Repeat every line exactly, keeping the pictures out of the copy.

§ **Given material**:
------------------------------------------------------------------------
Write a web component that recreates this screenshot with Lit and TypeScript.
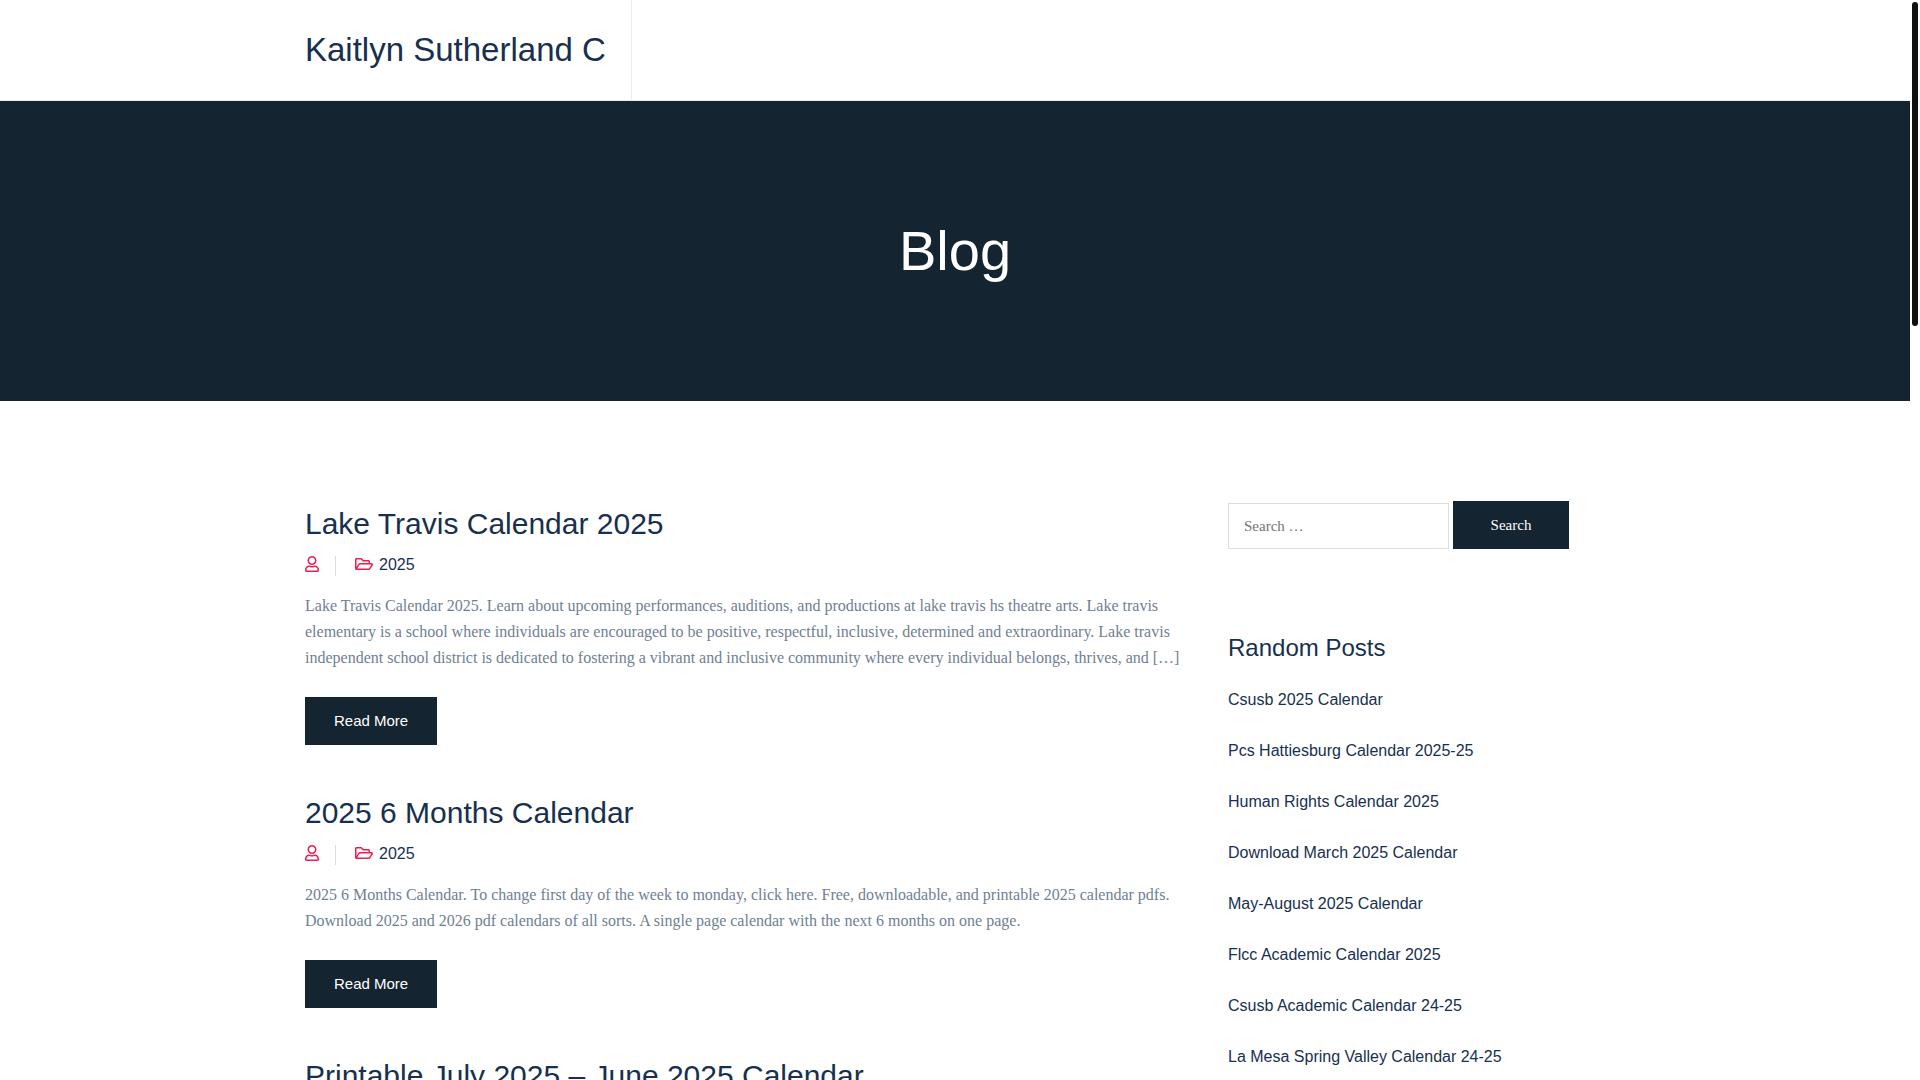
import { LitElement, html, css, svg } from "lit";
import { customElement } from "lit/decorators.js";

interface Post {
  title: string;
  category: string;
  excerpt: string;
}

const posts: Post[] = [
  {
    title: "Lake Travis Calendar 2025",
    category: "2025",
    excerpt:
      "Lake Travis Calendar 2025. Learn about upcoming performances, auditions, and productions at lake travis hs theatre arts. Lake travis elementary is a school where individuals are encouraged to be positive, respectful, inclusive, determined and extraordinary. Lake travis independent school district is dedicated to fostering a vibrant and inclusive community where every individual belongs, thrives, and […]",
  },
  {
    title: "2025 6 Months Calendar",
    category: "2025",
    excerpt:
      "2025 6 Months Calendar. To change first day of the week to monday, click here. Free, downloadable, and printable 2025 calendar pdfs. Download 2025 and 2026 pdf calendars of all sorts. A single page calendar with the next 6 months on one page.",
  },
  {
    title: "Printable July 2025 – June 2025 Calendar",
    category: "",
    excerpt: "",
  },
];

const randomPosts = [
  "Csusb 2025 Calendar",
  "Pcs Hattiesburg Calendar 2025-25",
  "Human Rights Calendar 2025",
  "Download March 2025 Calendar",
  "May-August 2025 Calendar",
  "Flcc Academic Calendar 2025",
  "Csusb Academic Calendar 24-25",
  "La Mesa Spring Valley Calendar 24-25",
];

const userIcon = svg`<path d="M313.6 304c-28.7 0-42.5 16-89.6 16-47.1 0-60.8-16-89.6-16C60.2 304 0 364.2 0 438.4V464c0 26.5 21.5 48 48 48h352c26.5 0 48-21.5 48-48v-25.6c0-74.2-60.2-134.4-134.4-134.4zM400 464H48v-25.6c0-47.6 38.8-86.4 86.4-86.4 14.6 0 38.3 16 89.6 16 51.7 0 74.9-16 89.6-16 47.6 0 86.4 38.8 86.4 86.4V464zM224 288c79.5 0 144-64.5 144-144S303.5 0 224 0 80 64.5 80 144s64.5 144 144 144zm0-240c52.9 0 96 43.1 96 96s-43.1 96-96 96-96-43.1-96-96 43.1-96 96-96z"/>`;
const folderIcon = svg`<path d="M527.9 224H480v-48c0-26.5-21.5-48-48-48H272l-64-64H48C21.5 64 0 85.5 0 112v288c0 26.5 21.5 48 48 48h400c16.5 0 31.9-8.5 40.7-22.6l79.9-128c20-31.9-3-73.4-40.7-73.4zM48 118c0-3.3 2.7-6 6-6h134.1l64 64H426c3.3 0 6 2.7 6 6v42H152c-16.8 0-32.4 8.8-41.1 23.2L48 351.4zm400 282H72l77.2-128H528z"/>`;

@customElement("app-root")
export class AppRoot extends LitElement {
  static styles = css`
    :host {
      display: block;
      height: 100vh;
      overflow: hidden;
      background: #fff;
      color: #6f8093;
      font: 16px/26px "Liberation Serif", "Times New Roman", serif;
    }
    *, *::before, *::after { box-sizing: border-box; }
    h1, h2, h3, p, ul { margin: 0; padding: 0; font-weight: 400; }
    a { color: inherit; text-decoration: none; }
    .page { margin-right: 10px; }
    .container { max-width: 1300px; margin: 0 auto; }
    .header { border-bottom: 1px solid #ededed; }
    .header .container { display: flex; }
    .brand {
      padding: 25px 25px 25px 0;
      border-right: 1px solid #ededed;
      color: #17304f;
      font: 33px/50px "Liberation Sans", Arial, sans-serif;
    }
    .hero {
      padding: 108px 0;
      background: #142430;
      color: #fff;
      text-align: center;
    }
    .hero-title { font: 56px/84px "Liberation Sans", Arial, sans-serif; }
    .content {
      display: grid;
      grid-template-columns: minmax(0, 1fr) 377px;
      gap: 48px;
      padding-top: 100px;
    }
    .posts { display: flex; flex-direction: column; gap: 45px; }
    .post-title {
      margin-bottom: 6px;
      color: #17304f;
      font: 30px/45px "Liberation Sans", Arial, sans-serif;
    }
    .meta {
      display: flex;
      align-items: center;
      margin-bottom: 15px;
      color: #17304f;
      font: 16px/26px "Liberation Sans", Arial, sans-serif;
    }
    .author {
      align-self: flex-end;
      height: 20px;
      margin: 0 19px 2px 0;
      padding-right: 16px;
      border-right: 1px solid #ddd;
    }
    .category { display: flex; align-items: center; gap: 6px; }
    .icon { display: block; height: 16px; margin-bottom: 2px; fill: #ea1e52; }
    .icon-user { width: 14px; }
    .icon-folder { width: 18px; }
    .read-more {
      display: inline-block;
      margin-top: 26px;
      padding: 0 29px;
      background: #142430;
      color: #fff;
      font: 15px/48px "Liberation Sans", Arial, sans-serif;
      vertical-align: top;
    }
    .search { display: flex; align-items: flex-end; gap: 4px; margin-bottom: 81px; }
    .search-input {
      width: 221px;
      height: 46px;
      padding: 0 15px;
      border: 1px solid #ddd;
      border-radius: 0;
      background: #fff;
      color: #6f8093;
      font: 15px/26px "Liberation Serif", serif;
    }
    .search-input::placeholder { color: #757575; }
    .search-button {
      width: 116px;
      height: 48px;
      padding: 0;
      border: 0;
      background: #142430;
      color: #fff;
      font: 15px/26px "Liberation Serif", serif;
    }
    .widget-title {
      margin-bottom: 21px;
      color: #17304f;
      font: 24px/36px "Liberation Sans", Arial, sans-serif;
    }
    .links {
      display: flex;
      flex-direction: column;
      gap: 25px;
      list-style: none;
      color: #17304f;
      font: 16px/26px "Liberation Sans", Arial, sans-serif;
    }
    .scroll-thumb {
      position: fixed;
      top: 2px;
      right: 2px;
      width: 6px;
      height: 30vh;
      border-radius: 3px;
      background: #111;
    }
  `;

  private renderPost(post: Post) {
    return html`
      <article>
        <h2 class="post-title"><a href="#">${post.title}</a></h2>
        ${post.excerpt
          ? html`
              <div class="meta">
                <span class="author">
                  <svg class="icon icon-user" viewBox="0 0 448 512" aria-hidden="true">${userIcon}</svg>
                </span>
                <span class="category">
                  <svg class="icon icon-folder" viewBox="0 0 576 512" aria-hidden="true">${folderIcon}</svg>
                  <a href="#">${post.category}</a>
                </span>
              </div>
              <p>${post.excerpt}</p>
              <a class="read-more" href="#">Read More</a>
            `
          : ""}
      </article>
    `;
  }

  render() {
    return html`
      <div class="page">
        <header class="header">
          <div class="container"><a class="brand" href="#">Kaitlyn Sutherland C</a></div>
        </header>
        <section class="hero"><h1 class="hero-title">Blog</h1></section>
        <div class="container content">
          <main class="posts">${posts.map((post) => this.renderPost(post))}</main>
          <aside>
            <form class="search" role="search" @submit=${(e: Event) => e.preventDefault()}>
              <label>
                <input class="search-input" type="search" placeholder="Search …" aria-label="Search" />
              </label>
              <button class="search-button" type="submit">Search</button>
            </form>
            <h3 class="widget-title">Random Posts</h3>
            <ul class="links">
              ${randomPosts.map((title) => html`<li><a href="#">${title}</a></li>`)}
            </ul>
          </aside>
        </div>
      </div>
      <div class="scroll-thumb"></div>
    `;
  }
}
------------------------------------------------------------------------
§ **Task result**:
Write a web component that recreates this screenshot with Lit and TypeScript.
import { LitElement, html, css, svg } from "lit";
import { customElement } from "lit/decorators.js";

interface Post {
  title: string;
  category: string;
  excerpt: string;
}

const posts: Post[] = [
  {
    title: "Lake Travis Calendar 2025",
    category: "2025",
    excerpt:
      "Lake Travis Calendar 2025. Learn about upcoming performances, auditions, and productions at lake travis hs theatre arts. Lake travis elementary is a school where individuals are encouraged to be positive, respectful, inclusive, determined and extraordinary. Lake travis independent school district is dedicated to fostering a vibrant and inclusive community where every individual belongs, thrives, and […]",
  },
  {
    title: "2025 6 Months Calendar",
    category: "2025",
    excerpt:
      "2025 6 Months Calendar. To change first day of the week to monday, click here. Free, downloadable, and printable 2025 calendar pdfs. Download 2025 and 2026 pdf calendars of all sorts. A single page calendar with the next 6 months on one page.",
  },
  {
    title: "Printable July 2025 – June 2025 Calendar",
    category: "",
    excerpt: "",
  },
];

const randomPosts = [
  "Csusb 2025 Calendar",
  "Pcs Hattiesburg Calendar 2025-25",
  "Human Rights Calendar 2025",
  "Download March 2025 Calendar",
  "May-August 2025 Calendar",
  "Flcc Academic Calendar 2025",
  "Csusb Academic Calendar 24-25",
  "La Mesa Spring Valley Calendar 24-25",
];

const userIcon = svg`<path d="M313.6 304c-28.7 0-42.5 16-89.6 16-47.1 0-60.8-16-89.6-16C60.2 304 0 364.2 0 438.4V464c0 26.5 21.5 48 48 48h352c26.5 0 48-21.5 48-48v-25.6c0-74.2-60.2-134.4-134.4-134.4zM400 464H48v-25.6c0-47.6 38.8-86.4 86.4-86.4 14.6 0 38.3 16 89.6 16 51.7 0 74.9-16 89.6-16 47.6 0 86.4 38.8 86.4 86.4V464zM224 288c79.5 0 144-64.5 144-144S303.5 0 224 0 80 64.5 80 144s64.5 144 144 144zm0-240c52.9 0 96 43.1 96 96s-43.1 96-96 96-96-43.1-96-96 43.1-96 96-96z"/>`;
const folderIcon = svg`<path d="M527.9 224H480v-48c0-26.5-21.5-48-48-48H272l-64-64H48C21.5 64 0 85.5 0 112v288c0 26.5 21.5 48 48 48h400c16.5 0 31.9-8.5 40.7-22.6l79.9-128c20-31.9-3-73.4-40.7-73.4zM48 118c0-3.3 2.7-6 6-6h134.1l64 64H426c3.3 0 6 2.7 6 6v42H152c-16.8 0-32.4 8.8-41.1 23.2L48 351.4zm400 282H72l77.2-128H528z"/>`;

@customElement("app-root")
export class AppRoot extends LitElement {
  static styles = css`
    :host {
      display: block;
      height: 100vh;
      overflow: hidden;
      background: #fff;
      color: #6f8093;
      font: 16px/26px "Liberation Serif", "Times New Roman", serif;
    }
    *, *::before, *::after { box-sizing: border-box; }
    h1, h2, h3, p, ul { margin: 0; padding: 0; font-weight: 400; }
    a { color: inherit; text-decoration: none; }
    .page { margin-right: 10px; }
    .container { max-width: 1300px; margin: 0 auto; }
    .header { border-bottom: 1px solid #ededed; }
    .header .container { display: flex; }
    .brand {
      padding: 25px 25px 25px 0;
      border-right: 1px solid #ededed;
      color: #17304f;
      font: 33px/50px "Liberation Sans", Arial, sans-serif;
    }
    .hero {
      padding: 108px 0;
      background: #142430;
      color: #fff;
      text-align: center;
    }
    .hero-title { font: 56px/84px "Liberation Sans", Arial, sans-serif; }
    .content {
      display: grid;
      grid-template-columns: minmax(0, 1fr) 377px;
      gap: 48px;
      padding-top: 100px;
    }
    .posts { display: flex; flex-direction: column; gap: 45px; }
    .post-title {
      margin-bottom: 6px;
      color: #17304f;
      font: 30px/45px "Liberation Sans", Arial, sans-serif;
    }
    .meta {
      display: flex;
      align-items: center;
      margin-bottom: 15px;
      color: #17304f;
      font: 16px/26px "Liberation Sans", Arial, sans-serif;
    }
    .author {
      align-self: flex-end;
      height: 20px;
      margin: 0 19px 2px 0;
      padding-right: 16px;
      border-right: 1px solid #ddd;
    }
    .category { display: flex; align-items: center; gap: 6px; }
    .icon { display: block; height: 16px; margin-bottom: 2px; fill: #ea1e52; }
    .icon-user { width: 14px; }
    .icon-folder { width: 18px; }
    .read-more {
      display: inline-block;
      margin-top: 26px;
      padding: 0 29px;
      background: #142430;
      color: #fff;
      font: 15px/48px "Liberation Sans", Arial, sans-serif;
      vertical-align: top;
    }
    .search { display: flex; align-items: flex-end; gap: 4px; margin-bottom: 81px; }
    .search-input {
      width: 221px;
      height: 46px;
      padding: 0 15px;
      border: 1px solid #ddd;
      border-radius: 0;
      background: #fff;
      color: #6f8093;
      font: 15px/26px "Liberation Serif", serif;
    }
    .search-input::placeholder { color: #757575; }
    .search-button {
      width: 116px;
      height: 48px;
      padding: 0;
      border: 0;
      background: #142430;
      color: #fff;
      font: 15px/26px "Liberation Serif", serif;
    }
    .widget-title {
      margin-bottom: 21px;
      color: #17304f;
      font: 24px/36px "Liberation Sans", Arial, sans-serif;
    }
    .links {
      display: flex;
      flex-direction: column;
      gap: 25px;
      list-style: none;
      color: #17304f;
      font: 16px/26px "Liberation Sans", Arial, sans-serif;
    }
    .scroll-thumb {
      position: fixed;
      top: 2px;
      right: 2px;
      width: 6px;
      height: 30vh;
      border-radius: 3px;
      background: #111;
    }
  `;

  private renderPost(post: Post) {
    return html`
      <article>
        <h2 class="post-title"><a href="#">${post.title}</a></h2>
        ${post.excerpt
          ? html`
              <div class="meta">
                <span class="author">
                  <svg class="icon icon-user" viewBox="0 0 448 512" aria-hidden="true">${userIcon}</svg>
                </span>
                <span class="category">
                  <svg class="icon icon-folder" viewBox="0 0 576 512" aria-hidden="true">${folderIcon}</svg>
                  <a href="#">${post.category}</a>
                </span>
              </div>
              <p>${post.excerpt}</p>
              <a class="read-more" href="#">Read More</a>
            `
          : ""}
      </article>
    `;
  }

  render() {
    return html`
      <div class="page">
        <header class="header">
          <div class="container"><a class="brand" href="#">Kaitlyn Sutherland C</a></div>
        </header>
        <section class="hero"><h1 class="hero-title">Blog</h1></section>
        <div class="container content">
          <main class="posts">${posts.map((post) => this.renderPost(post))}</main>
          <aside>
            <form class="search" role="search" @submit=${(e: Event) => e.preventDefault()}>
              <label>
                <input class="search-input" type="search" placeholder="Search …" aria-label="Search" />
              </label>
              <button class="search-button" type="submit">Search</button>
            </form>
            <h3 class="widget-title">Random Posts</h3>
            <ul class="links">
              ${randomPosts.map((title) => html`<li><a href="#">${title}</a></li>`)}
            </ul>
          </aside>
        </div>
      </div>
      <div class="scroll-thumb"></div>
    `;
  }
}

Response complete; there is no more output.